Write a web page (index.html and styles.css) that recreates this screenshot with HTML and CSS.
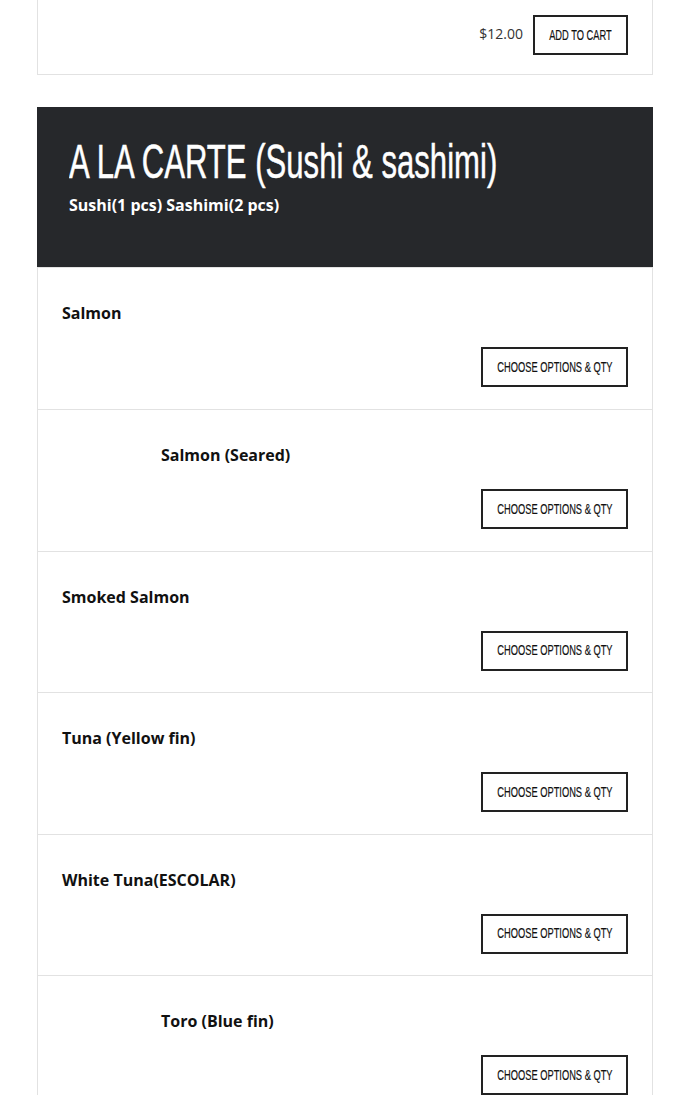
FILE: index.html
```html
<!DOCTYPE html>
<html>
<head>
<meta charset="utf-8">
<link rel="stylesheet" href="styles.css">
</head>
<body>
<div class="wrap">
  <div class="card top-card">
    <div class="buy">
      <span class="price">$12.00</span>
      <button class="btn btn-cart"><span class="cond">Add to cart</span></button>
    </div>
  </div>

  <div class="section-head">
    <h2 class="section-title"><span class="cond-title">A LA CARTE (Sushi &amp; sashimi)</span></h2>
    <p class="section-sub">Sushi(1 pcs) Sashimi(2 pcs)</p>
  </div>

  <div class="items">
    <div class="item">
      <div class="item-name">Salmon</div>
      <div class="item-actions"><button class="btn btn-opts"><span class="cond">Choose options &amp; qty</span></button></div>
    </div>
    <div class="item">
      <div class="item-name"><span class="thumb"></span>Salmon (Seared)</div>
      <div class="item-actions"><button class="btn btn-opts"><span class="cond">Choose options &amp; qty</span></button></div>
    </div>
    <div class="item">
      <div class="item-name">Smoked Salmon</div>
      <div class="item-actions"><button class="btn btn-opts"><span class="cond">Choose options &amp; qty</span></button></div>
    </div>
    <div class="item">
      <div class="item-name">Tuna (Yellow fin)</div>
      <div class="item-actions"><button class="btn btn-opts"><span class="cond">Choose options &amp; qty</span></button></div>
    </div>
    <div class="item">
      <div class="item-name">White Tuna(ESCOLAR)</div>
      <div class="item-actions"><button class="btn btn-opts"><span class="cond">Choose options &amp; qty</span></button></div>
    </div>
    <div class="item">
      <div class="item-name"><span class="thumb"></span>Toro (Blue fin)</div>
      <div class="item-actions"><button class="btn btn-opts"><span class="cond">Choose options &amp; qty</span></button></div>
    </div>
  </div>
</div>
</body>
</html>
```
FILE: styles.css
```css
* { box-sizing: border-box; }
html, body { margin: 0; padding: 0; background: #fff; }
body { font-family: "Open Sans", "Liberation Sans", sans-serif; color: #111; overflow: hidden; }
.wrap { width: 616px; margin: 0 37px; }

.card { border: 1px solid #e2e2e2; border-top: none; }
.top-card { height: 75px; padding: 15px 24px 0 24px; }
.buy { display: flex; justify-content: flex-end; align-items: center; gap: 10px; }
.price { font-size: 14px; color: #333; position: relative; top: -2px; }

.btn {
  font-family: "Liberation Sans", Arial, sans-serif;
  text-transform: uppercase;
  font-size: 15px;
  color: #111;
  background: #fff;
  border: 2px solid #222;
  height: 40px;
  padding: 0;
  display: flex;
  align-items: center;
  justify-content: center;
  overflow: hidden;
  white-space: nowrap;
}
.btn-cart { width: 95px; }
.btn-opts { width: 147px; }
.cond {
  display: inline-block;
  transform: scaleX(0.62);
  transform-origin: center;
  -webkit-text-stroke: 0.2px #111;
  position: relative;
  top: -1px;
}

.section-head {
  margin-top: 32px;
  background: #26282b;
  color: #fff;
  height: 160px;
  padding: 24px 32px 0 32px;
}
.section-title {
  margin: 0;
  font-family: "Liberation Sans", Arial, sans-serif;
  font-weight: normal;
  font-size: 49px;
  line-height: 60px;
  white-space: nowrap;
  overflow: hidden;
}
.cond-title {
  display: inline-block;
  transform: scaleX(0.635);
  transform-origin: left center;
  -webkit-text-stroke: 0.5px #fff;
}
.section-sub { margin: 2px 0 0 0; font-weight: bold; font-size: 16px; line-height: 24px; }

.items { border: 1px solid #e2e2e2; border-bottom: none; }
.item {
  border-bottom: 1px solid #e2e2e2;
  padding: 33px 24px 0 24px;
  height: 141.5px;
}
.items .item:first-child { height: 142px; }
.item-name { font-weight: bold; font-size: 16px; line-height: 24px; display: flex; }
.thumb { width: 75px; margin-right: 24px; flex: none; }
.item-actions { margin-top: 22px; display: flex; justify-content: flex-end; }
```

● ● ● ● ●

Written problem.
Reproduce the data above in full, exactly as it is, with the pictures left out.

Answer to the exercise.
Write a web page (index.html and styles.css) that recreates this screenshot with HTML and CSS.
FILE: index.html
```html
<!DOCTYPE html>
<html>
<head>
<meta charset="utf-8">
<link rel="stylesheet" href="styles.css">
</head>
<body>
<div class="wrap">
  <div class="card top-card">
    <div class="buy">
      <span class="price">$12.00</span>
      <button class="btn btn-cart"><span class="cond">Add to cart</span></button>
    </div>
  </div>

  <div class="section-head">
    <h2 class="section-title"><span class="cond-title">A LA CARTE (Sushi &amp; sashimi)</span></h2>
    <p class="section-sub">Sushi(1 pcs) Sashimi(2 pcs)</p>
  </div>

  <div class="items">
    <div class="item">
      <div class="item-name">Salmon</div>
      <div class="item-actions"><button class="btn btn-opts"><span class="cond">Choose options &amp; qty</span></button></div>
    </div>
    <div class="item">
      <div class="item-name"><span class="thumb"></span>Salmon (Seared)</div>
      <div class="item-actions"><button class="btn btn-opts"><span class="cond">Choose options &amp; qty</span></button></div>
    </div>
    <div class="item">
      <div class="item-name">Smoked Salmon</div>
      <div class="item-actions"><button class="btn btn-opts"><span class="cond">Choose options &amp; qty</span></button></div>
    </div>
    <div class="item">
      <div class="item-name">Tuna (Yellow fin)</div>
      <div class="item-actions"><button class="btn btn-opts"><span class="cond">Choose options &amp; qty</span></button></div>
    </div>
    <div class="item">
      <div class="item-name">White Tuna(ESCOLAR)</div>
      <div class="item-actions"><button class="btn btn-opts"><span class="cond">Choose options &amp; qty</span></button></div>
    </div>
    <div class="item">
      <div class="item-name"><span class="thumb"></span>Toro (Blue fin)</div>
      <div class="item-actions"><button class="btn btn-opts"><span class="cond">Choose options &amp; qty</span></button></div>
    </div>
  </div>
</div>
</body>
</html>
```
FILE: styles.css
```css
* { box-sizing: border-box; }
html, body { margin: 0; padding: 0; background: #fff; }
body { font-family: "Open Sans", "Liberation Sans", sans-serif; color: #111; overflow: hidden; }
.wrap { width: 616px; margin: 0 37px; }

.card { border: 1px solid #e2e2e2; border-top: none; }
.top-card { height: 75px; padding: 15px 24px 0 24px; }
.buy { display: flex; justify-content: flex-end; align-items: center; gap: 10px; }
.price { font-size: 14px; color: #333; position: relative; top: -2px; }

.btn {
  font-family: "Liberation Sans", Arial, sans-serif;
  text-transform: uppercase;
  font-size: 15px;
  color: #111;
  background: #fff;
  border: 2px solid #222;
  height: 40px;
  padding: 0;
  display: flex;
  align-items: center;
  justify-content: center;
  overflow: hidden;
  white-space: nowrap;
}
.btn-cart { width: 95px; }
.btn-opts { width: 147px; }
.cond {
  display: inline-block;
  transform: scaleX(0.62);
  transform-origin: center;
  -webkit-text-stroke: 0.2px #111;
  position: relative;
  top: -1px;
}

.section-head {
  margin-top: 32px;
  background: #26282b;
  color: #fff;
  height: 160px;
  padding: 24px 32px 0 32px;
}
.section-title {
  margin: 0;
  font-family: "Liberation Sans", Arial, sans-serif;
  font-weight: normal;
  font-size: 49px;
  line-height: 60px;
  white-space: nowrap;
  overflow: hidden;
}
.cond-title {
  display: inline-block;
  transform: scaleX(0.635);
  transform-origin: left center;
  -webkit-text-stroke: 0.5px #fff;
}
.section-sub { margin: 2px 0 0 0; font-weight: bold; font-size: 16px; line-height: 24px; }

.items { border: 1px solid #e2e2e2; border-bottom: none; }
.item {
  border-bottom: 1px solid #e2e2e2;
  padding: 33px 24px 0 24px;
  height: 141.5px;
}
.items .item:first-child { height: 142px; }
.item-name { font-weight: bold; font-size: 16px; line-height: 24px; display: flex; }
.thumb { width: 75px; margin-right: 24px; flex: none; }
.item-actions { margin-top: 22px; display: flex; justify-content: flex-end; }
```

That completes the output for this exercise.